Egwene se mordit la lèvre jusqu’à sentir le goût de son propre sang. C’est un cauchemar. Impossible que ce soit réel. Pourquoi Liandrin a-t-elle fait ça ? Pourquoi cela arrive-t-il ? « Est-ce que… puis-je poser une question ?
— Certes à moi vous le pouvez, dit Renna en souriant. Bien des sul’dams porteront votre bracelet au cours des années – il y a toujours beaucoup plus de sul’dams que de damanes – et certaines vous déchiquetteront la peau en lanières si vous levez les yeux ou ouvrez la bouche sans permission, mais je ne vois aucune raison de ne pas vous laisser parler, pour autant que vous prenez garde à ce que vous dites. » Une des autres sul’dams ricana ouvertement ; elle était reliée à une jolie femme brune d’âge mûr qui tenait les yeux fixés sur ses mains.

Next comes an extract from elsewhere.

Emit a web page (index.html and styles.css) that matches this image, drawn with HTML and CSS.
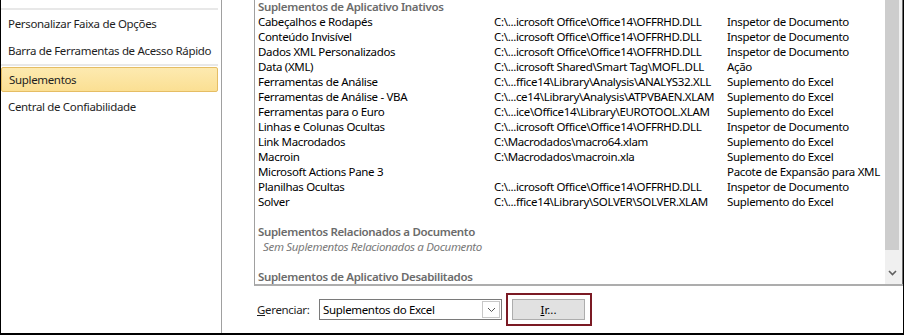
FILE: index.html
```html
<!DOCTYPE html>
<html lang="pt">
<head>
<meta charset="utf-8">
<title>Suplementos</title>
<link rel="stylesheet" href="styles.css">
</head>
<body>
<div class="window">
  <nav class="sidebar">
    <div class="sep"></div>
    <div class="item">Personalizar Faixa de Opções</div>
    <div class="item">Barra de Ferramentas de Acesso Rápido</div>
    <div class="sep"></div>
    <div class="item active">Suplementos</div>
    <div class="item">Central de Confiabilidade</div>
  </nav>
  <main class="content">
    <div class="listbox">
      <div class="list">
        <div class="row head">Suplementos de Aplicativo Inativos</div>
        <div class="row"><span>Cabeçalhos e Rodapés</span><span>C:\...icrosoft Office\Office14\OFFRHD.DLL</span><span>Inspetor de Documento</span></div>
        <div class="row"><span>Conteúdo Invisível</span><span>C:\...icrosoft Office\Office14\OFFRHD.DLL</span><span>Inspetor de Documento</span></div>
        <div class="row"><span>Dados XML Personalizados</span><span>C:\...icrosoft Office\Office14\OFFRHD.DLL</span><span>Inspetor de Documento</span></div>
        <div class="row"><span>Data (XML)</span><span>C:\...icrosoft Shared\Smart Tag\MOFL.DLL</span><span>Ação</span></div>
        <div class="row"><span>Ferramentas de Análise</span><span>C:\...ffice14\Library\Analysis\ANALYS32.XLL</span><span>Suplemento do Excel</span></div>
        <div class="row"><span>Ferramentas de Análise - VBA</span><span>C:\...ce14\Library\Analysis\ATPVBAEN.XLAM</span><span>Suplemento do Excel</span></div>
        <div class="row"><span>Ferramentas para o Euro</span><span>C:\...ice\Office14\Library\EUROTOOL.XLAM</span><span>Suplemento do Excel</span></div>
        <div class="row"><span>Linhas e Colunas Ocultas</span><span>C:\...icrosoft Office\Office14\OFFRHD.DLL</span><span>Inspetor de Documento</span></div>
        <div class="row"><span>Link Macrodados</span><span>C:\Macrodados\macro64.xlam</span><span>Suplemento do Excel</span></div>
        <div class="row"><span>Macroin</span><span>C:\Macrodados\macroin.xla</span><span>Suplemento do Excel</span></div>
        <div class="row"><span>Microsoft Actions Pane 3</span><span></span><span>Pacote de Expansão para XML</span></div>
        <div class="row"><span>Planilhas Ocultas</span><span>C:\...icrosoft Office\Office14\OFFRHD.DLL</span><span>Inspetor de Documento</span></div>
        <div class="row"><span>Solver</span><span>C:\...ffice14\Library\SOLVER\SOLVER.XLAM</span><span>Suplemento do Excel</span></div>
        <div class="row blank"></div>
        <div class="row head">Suplementos Relacionados a Documento</div>
        <div class="row empty">Sem Suplementos Relacionados a Documento</div>
        <div class="row blank"></div>
        <div class="row head">Suplementos de Aplicativo Desabilitados</div>
      </div>
      <div class="scrollbar">
        <div class="thumb"></div>
        <div class="track">
          <svg class="arrow" width="9" height="6" viewBox="0 0 9 6"><path d="M1 1 L4.5 4.5 L8 1" fill="none" stroke="#606060" stroke-width="1.6"/></svg>
        </div>
      </div>
    </div>
    <div class="manage">
      <label class="label"><u>G</u>erenciar:</label>
      <div class="select">
        <span class="value">Suplementos do Excel</span>
        <span class="dropbtn"><svg width="9" height="6" viewBox="0 0 9 6"><path d="M1 1 L4.5 4.5 L8 1" fill="none" stroke="#555" stroke-width="1"/></svg></span>
      </div>
      <div class="focus"><button class="btn"><u>I</u>r...</button></div>
    </div>
  </main>
</div>
</body>
</html>
```
FILE: styles.css
```css
html, body {
  margin: 0;
  padding: 0;
  background: #fff;
}
body {
  font-family: "Noto Sans", "Open Sans", sans-serif;
  font-size: 11.5px;
  letter-spacing: -0.33px;
  color: #000;
}
.window {
  width: 902px;
  height: 333px;
  border-left: 1px solid #000;
  border-right: 1px solid #000;
  border-bottom: 2px solid #000;
  display: flex;
  background: #fff;
  overflow: hidden;
}
.sidebar {
  width: 221px;
  flex: none;
  border-right: 1px solid #a0a0a0;
  padding-top: 8px;
  box-sizing: border-box;
}
.sep {
  height: 2px;
  background: #e8e8e8;
  margin-right: 3px;
}
.item {
  height: 27px;
  line-height: 27px;
  padding-left: 7px;
  margin-right: 3px;
  white-space: nowrap;
  color: #1e1e1e;
}
.item.active {
  height: 25px;
  line-height: 23px;
  margin: 1px 3px 1px 0;
  box-sizing: border-box;
  border: 1px solid #e5bd64;
  border-radius: 2px;
  background: linear-gradient(#fdeab0, #fbdf93);
}
.content {
  flex: 1;
  display: flex;
  flex-direction: column;
  padding-left: 32px;
}
.listbox {
  height: 286px;
  box-sizing: border-box;
  border-left: 1px solid #a0a0a0;
  border-bottom: 2px solid #adadad;
  display: flex;
  overflow: hidden;
}
.list {
  flex: 1;
  padding-left: 3px;
  overflow: hidden;
}
.row {
  display: grid;
  grid-template-columns: 236px 233px auto;
  height: 15px;
  line-height: 15px;
  white-space: nowrap;
}
.row:first-child {
  margin-top: -1px;
}
.row.head {
  display: block;
  font-weight: 600;
  color: #6b6b6b;
}
.row.empty {
  display: block;
  font-style: italic;
  color: #7a7a7a;
  padding-left: 5px;
}
.scrollbar {
  width: 17px;
  flex: none;
  background: #f0f0f0;
  display: flex;
  flex-direction: column;
  border-right: 1px solid #6e6e6e;
}
.thumb {
  height: 250px;
  margin-right: 3px;
  background: #cdcdcd;
}
.track {
  flex: 1;
  display: flex;
  align-items: flex-end;
  justify-content: center;
  padding-bottom: 8px;
  padding-right: 2px;
}
.manage {
  display: flex;
  align-items: center;
  height: 47px;
  padding-left: 3px;
}
.label {
  width: 62px;
  color: #1e1e1e;
}
.select {
  width: 183px;
  height: 21px;
  box-sizing: border-box;
  border: 1px solid #7a7a7a;
  display: flex;
  align-items: center;
  background: #fff;
}
.value {
  flex: 1;
  padding-left: 3px;
}
.dropbtn {
  width: 18px;
  height: 17px;
  box-sizing: border-box;
  border: 1px solid #c8c8c8;
  margin-right: 1px;
  display: flex;
  align-items: center;
  justify-content: center;
  background: #fff;
}
.focus {
  margin-left: 4px;
  border: 2px solid #7b1a24;
  padding: 4px 5px 4px 4px;
}
.btn {
  width: 73px;
  height: 21px;
  box-sizing: border-box;
  background: #e1e1e1;
  border: 1px solid #adadad;
  font: inherit;
  color: #000;
  padding: 0;
  display: block;
}
```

« Liandrin… » – Egwene ne voulait pas lui donner son titre honorifique, plus jamais désormais – « … et la Puissante Dame ont parlé d’un maître qu’elles servent toutes deux. » Dans son esprit s’imposa l’image d’un homme que des cicatrices de brûlure presque guéries défiguraient, et dont les yeux et la bouche se transformaient parfois en brasier mais, ne serait-il même qu’un personnage dans ses rêves, c’était trop horrible à envisager. « Qui est-il ? Que veut-il de moi et de… de Min ? » Elle savait bien qu’éviter de parler de Nynaeve était idiot – elle ne pensait pas qu’aucun de ces gens l’oublierait simplement parce que son nom n’était pas mentionné, en particulier la sul’dam aux yeux bleus qui caressait sa laisse inutilisée – mais c’est le seul moyen de se rebeller qui lui vint en tête sur le moment.
« Il ne m’appartient pas de m’occuper des affaires du Sang, répliqua Renna, et à vous moins encore. La Puissante Dame me dira ce qu’elle désire que je connaisse, et je vous dirai ce que je souhaite que vous connaissiez. Quoi que ce soit d’autre que vous entendez ou voyez doit être pour vous comme si cela n’avait jamais été dit, comme si ce n’était jamais arrivé. Voilà comment sauvegarder sa sécurité, tout spécialement pour une damane. Les damanes sont trop précieuses pour être tuées sans autre forme de procès, mais vous risqueriez de vous trouver non seulement sévèrement punie mais aussi moins une langue pour parler ou des mains pour écrire. Les damanes peuvent faire ce qu’elles doivent sans cela. »
Egwene frissonna, bien que l’air ne fût pas très froid. En resserrant sa cape autour de ses épaules, sa main effleura la laisse et elle la tirailla spasmodiquement. « Voilà quelque chose d’horrible. Comment peut-on infliger ça à un être humain ? Quel esprit malade en a jamais eu l’idée ? »
La sul’dam aux yeux bleus avec la laisse inutile grommela : « Celle-ci pourrait déjà se passer de sa langue, Renna. »
Renna se contenta de sourire avec patience. « En quoi est-ce horrible ? Pourrions-nous laisser en liberté quelqu’un qui est capable de faire ce que fait une damane ? Parfois naissent des hommes qui seraient des marath’damanes s’ils étaient nés femmes – c’est la même chose ici, à ce que j’ai entendu dire – et ils doivent être tués, naturellement, mais les femmes ne perdent pas la raison. Mieux vaut pour elles devenir damanes que susciter des troubles en luttant pour le pouvoir. Quant à l’esprit qui a eu le premier l’idée de l’a’dam, c’est celui d’une femme qui se disait Aes Sedai. »
Egwene comprit qu’une expression d’incrédulité s’était peinte sur son visage, car Renna éclata de rire.